Consider an e-commerce platform subject to PCI DSS (Payment Card Industry Data Security Standard). Key requirements include: encrypting cardholder data at rest and in transit, maintaining a vulnerability management program, and restricting access to cardholder data. The team automates these checks as follows:

  • Static analysis (SAST): SonarQube checks for insecure hash functions, weak encryption algorithms, and logging of PAN data.
  • Dependency scanning: Snyk flags any library with a known CVE related to TLS/SSL or cryptographic implementation.
  • IaC validation: Terraform templates are validated with Checkov policies that enforce encryption at rest (e.g., RDS encryption must be true) and in transit (e.g., ALB listeners must use HTTPS).
  • Policy as code: OPA policies prevent deployments that violate network segmentation rules (e.g., a pod cannot connect to the payment database unless it has a specific label).
  • Post-deployment monitoring: AWS Config rules check that all EBS volumes are encrypted and that Security Groups have no unrestricted inbound access.

The pipeline creates a compliance report for every deploy, which is stored in an S3 bucket with versioning enabled.
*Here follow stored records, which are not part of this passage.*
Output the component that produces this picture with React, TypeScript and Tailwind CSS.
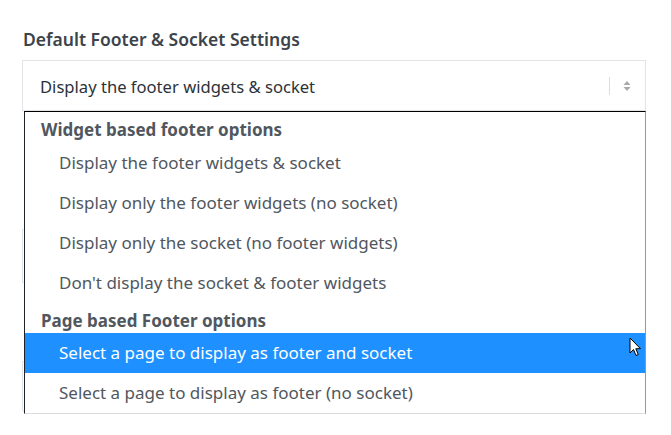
import React from "react";

const options1 = [
  "Display the footer widgets & socket",
  "Display only the footer widgets (no socket)",
  "Display only the socket (no footer widgets)",
  "Don't display the socket & footer widgets",
];

export default function App() {
  return (
    <div
      className="relative w-[671px] h-[435px] bg-white overflow-hidden"
      style={{ fontFamily: '"Noto Sans", "Open Sans", sans-serif' }}
    >
      <div className="pl-[22px] pr-[25px] pt-[28px]">
        <div className="text-[17.5px] leading-[22px] font-semibold text-[#3c434a] pl-[1px]">
          Default Footer &amp; Socket Settings
        </div>
        <div className="mt-[10px] h-[51px] border border-[#e2e4e7] flex items-center pl-[17px] pr-[14px] pt-[4px]">
          <span className="flex-1 text-[16.6px] text-[#2c3338]">
            Display the footer widgets &amp; socket
          </span>
          <span className="w-px h-[18px] bg-[#dcdcde] mr-[13px] -mt-[4px]" />
          <svg width="8" height="12" viewBox="0 0 8 12" className="-mt-[4px]">
            <path d="M4 1 L7.5 5 L0.5 5 Z" fill="#a7aaad" />
            <path d="M4 11 L7.5 7 L0.5 7 Z" fill="#a7aaad" />
          </svg>
        </div>
        <div className="mt-[118px] h-[54px] border border-[#e2e4e7]" />
        <div className="mt-[56px] text-[16px] text-[#8a5a2b] leading-[20px] h-[22px]">&nbsp;</div>
        <div className="mt-[0px] h-[52px] border border-[#e2e4e7] rounded-b-[4px]" />
      </div>

      <div className="absolute left-[24px] top-[111px] w-[622px] h-[303px] bg-white border-t border-l border-t-black border-l-[#1d2327] border-r border-r-[#7b9bd6] border-b border-b-[#dcdcde] text-[17px]">
        <div className="h-[31px] flex items-end pb-[1px] pl-[16px] font-bold text-[#50575e]">
          Widget based footer options
        </div>
        {options1.map((o) => (
          <div key={o} className="h-[40px] flex items-center pl-[34px] text-[#50575e]">
            {o}
          </div>
        ))}
        <div className="h-[30px] flex items-end pl-[16px] font-bold text-[#50575e]">
          Page based Footer options
        </div>
        <div className="h-[40px] flex items-center pl-[34px] bg-[#1e90ff] text-white">
          Select a page to display as footer and socket
        </div>
        <div className="h-[40px] flex items-center pl-[34px] text-[#50575e]">
          Select a page to display as footer (no socket)
        </div>
      </div>

      <svg
        className="absolute left-[629px] top-[337px]"
        width="13"
        height="20"
        viewBox="0 0 13 20"
      >
        <path
          d="M1 1 L1 16 L4.5 12.5 L7 18.5 L9.3 17.5 L6.8 11.7 L11.5 11.7 Z"
          fill="white"
          stroke="black"
          strokeWidth="1"
          strokeLinejoin="round"
        />
      </svg>
    </div>
  );
}
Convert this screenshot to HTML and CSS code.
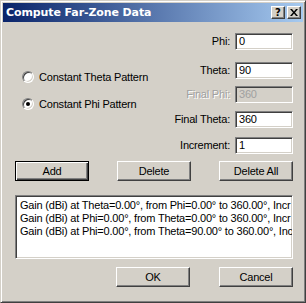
FILE: index.html
```html
<!DOCTYPE html>
<html lang="en">
<head>
  <meta charset="UTF-8" />
  <title>Compute Far-Zone Data</title>
  <link rel="stylesheet" href="styles.css">
</head>
<body>

  <div class="window">
    <!-- caption bar -->
    <div class="caption">
      <span class="caption-title">Compute Far-Zone Data</span>
      <div class="caption-btns">
        <button class="cap-btn" type="button" aria-label="Help">?</button>
        <button class="cap-btn cap-close" type="button" aria-label="Close">
          <svg width="8" height="7" viewBox="0 0 8 7" aria-hidden="true">
            <path d="M0 0h2l2 2.5L6 0h2L5 3.5 8 7H6L4 4.5 2 7H0l3-3.5z" fill="#000"/>
          </svg>
        </button>
      </div>
    </div>

    <div class="dialog-body">
      <div class="top-area">
        <div class="radio-group">
          <label class="radio">
            <span class="radio-dot"></span>
            Constant Theta Pattern
          </label>
          <label class="radio">
            <span class="radio-dot checked"></span>
            Constant Phi Pattern
          </label>
        </div>

        <div class="fields">
          <span class="field-label">Phi:</span>
          <span class="field-input">0</span>
          <span class="field-label">Theta:</span>
          <span class="field-input">90</span>
          <span class="field-label disabled">Final Phi:</span>
          <span class="field-input disabled">360</span>
          <span class="field-label">Final Theta:</span>
          <span class="field-input">360</span>
          <span class="field-label">Increment:</span>
          <span class="field-input">1</span>
        </div>
      </div>

      <div class="btn-row">
        <button class="btn btn-default" type="button">Add</button>
        <button class="btn" type="button">Delete</button>
        <button class="btn" type="button">Delete All</button>
      </div>

      <!-- rows are wider than the box; only the visible part is kept -->
      <div class="listbox">
        <div class="list-item">Gain (dBi) at Theta=0.00°, from Phi=0.00° to 360.00°, Incr</div>
        <div class="list-item">Gain (dBi) at Phi=0.00°, from Theta=0.00° to 360.00°, Incr</div>
        <div class="list-item">Gain (dBi) at Phi=0.00°, from Theta=90.00° to 360.00°, Inc</div>
      </div>

      <div class="btn-row btn-row-end">
        <button class="btn" type="button">OK</button>
        <button class="btn" type="button">Cancel</button>
      </div>
    </div>
  </div>

</body>
</html>
```

FILE: styles.css
```css
/* Reset */
* {
  margin: 0;
  padding: 0;
  box-sizing: border-box;
}

html, body {
  width: 306px;
  height: 303px;
  overflow: hidden;
  background: #d4d0c8;
  font-family: 'Liberation Sans', Arial, sans-serif;
  font-size: 11px;
  letter-spacing: -0.2px;
  color: #000;
}

/* Outer window frame */
.window {
  width: 306px;
  height: 303px;
  padding: 2px;
  background: #d4d0c8;
  border: 1px solid;
  border-color: #d4d0c8 #404040 #404040 #d4d0c8;
  box-shadow: inset 1px 1px #fff, inset -1px -1px #808080;
  display: flex;
  flex-direction: column;
}

/* Caption bar */
.caption {
  height: 19px;
  display: flex;
  align-items: center;
  justify-content: space-between;
  padding: 0 2px 0 3px;
  background: linear-gradient(to right, #0a246a, #a6caf0);
  color: #fff;
}

.caption-title {
  font-family: 'DejaVu Sans', Verdana, sans-serif;
  font-weight: bold;
  font-size: 11px;
  letter-spacing: -0.1px;
}

.caption-btns {
  display: flex;
  gap: 2px;
}

.cap-btn {
  width: 14px;
  height: 13px;
  display: flex;
  align-items: center;
  justify-content: center;
  background: #d4d0c8;
  border: 1px solid;
  border-color: #fff #404040 #404040 #fff;
  box-shadow: inset -1px -1px #808080;
  font-family: 'DejaVu Sans', Verdana, sans-serif;
  font-weight: bold;
  font-size: 10px;
  line-height: 1;
  color: #000;
}

/* Dialog content */
.dialog-body {
  flex: 1;
  padding: 0 10px 0 12px;
  display: flex;
  flex-direction: column;
}

.top-area {
  display: flex;
  margin-top: 11px;
}

.radio-group {
  flex: 1;
  display: flex;
  flex-direction: column;
  gap: 13px;
  padding: 37px 0 0 7px;
}

.radio {
  display: flex;
  align-items: center;
  gap: 5px;
  height: 14px;
}

.radio-dot {
  width: 12px;
  height: 12px;
  border-radius: 50%;
  background: #fff;
  border: 1px solid;
  border-color: #808080 #fff #fff #808080;
  box-shadow: inset 1px 1px #404040, inset -1px -1px #d4d0c8;
  position: relative;
}

.radio-dot.checked::after {
  content: "";
  position: absolute;
  left: 3px;
  top: 3px;
  width: 4px;
  height: 4px;
  border-radius: 50%;
  background: #000;
}

/* Label + edit box grid */
.fields {
  display: grid;
  grid-template-columns: auto 58px;
  grid-template-rows: 29px 24px 25px 26px 17px;
  column-gap: 5px;
  align-items: start;
}

.field-label {
  text-align: right;
  line-height: 17px;
}

.field-label.disabled {
  color: #a0a0a0;
  text-shadow: 1px 1px #fff;
}

.field-input {
  height: 17px;
  padding-left: 3px;
  line-height: 13px;
  background: #fff;
  border: 1px solid;
  border-color: #808080 #fff #fff #808080;
  box-shadow: inset 1px 1px #404040, inset -1px -1px #d4d0c8;
  padding-top: 1px;
}

.field-input.disabled {
  background: #d4d0c8;
  color: #a0a0a0;
}

/* Push buttons */
.btn-row {
  display: flex;
  justify-content: space-between;
  margin-top: 7px;
}

.btn-row-end {
  justify-content: flex-end;
  gap: 29px;
  margin-top: 8px;
}

.btn {
  width: 74px;
  height: 20px;
  background: #d4d0c8;
  border: 1px solid;
  border-color: #fff #404040 #404040 #fff;
  box-shadow: inset -1px -1px #808080;
  font-family: 'Liberation Sans', Arial, sans-serif;
  font-size: 11px;
  letter-spacing: -0.2px;
  color: #000;
}

.btn-default {
  border-color: #000;
  box-shadow: inset 1px 1px #fff, inset -1px -1px #404040, inset -2px -2px #808080;
}

/* List box */
.listbox {
  margin-top: 14px;
  height: 64px;
  padding: 3px 0 0 4px;
  background: #fff;
  border: 1px solid;
  border-color: #808080 #fff #fff #808080;
  box-shadow: inset 1px 1px #404040, inset -1px -1px #d4d0c8;
  overflow: hidden;
}

.list-item {
  white-space: nowrap;
  line-height: 13px;
}
```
When an auditor requests evidence, the team provides a link to the last 30 days of reports, each showing exactly which policies were evaluated and the result. This reduces audit preparation from weeks to hours.

Conclusion

Automating compliance checks in CI/CD pipelines is no longer optional for organizations that need to ship software quickly while maintaining regulatory and internal standards. By integrating static code analysis, IaC validation, dependency scanning, policy as code, and continuous monitoring, teams can shift compliance left—catching issues early, reducing manual overhead, and creating an immutable audit trail. The result is a pipeline that not only delivers features faster but also demonstrably meets the security and governance requirements of your industry. Start with a small set of high-impact policies, iterate, and let automation drive your compliance posture forward. With the right tools and practices, compliance becomes a continuous, frictionless part of your software delivery lifecycle.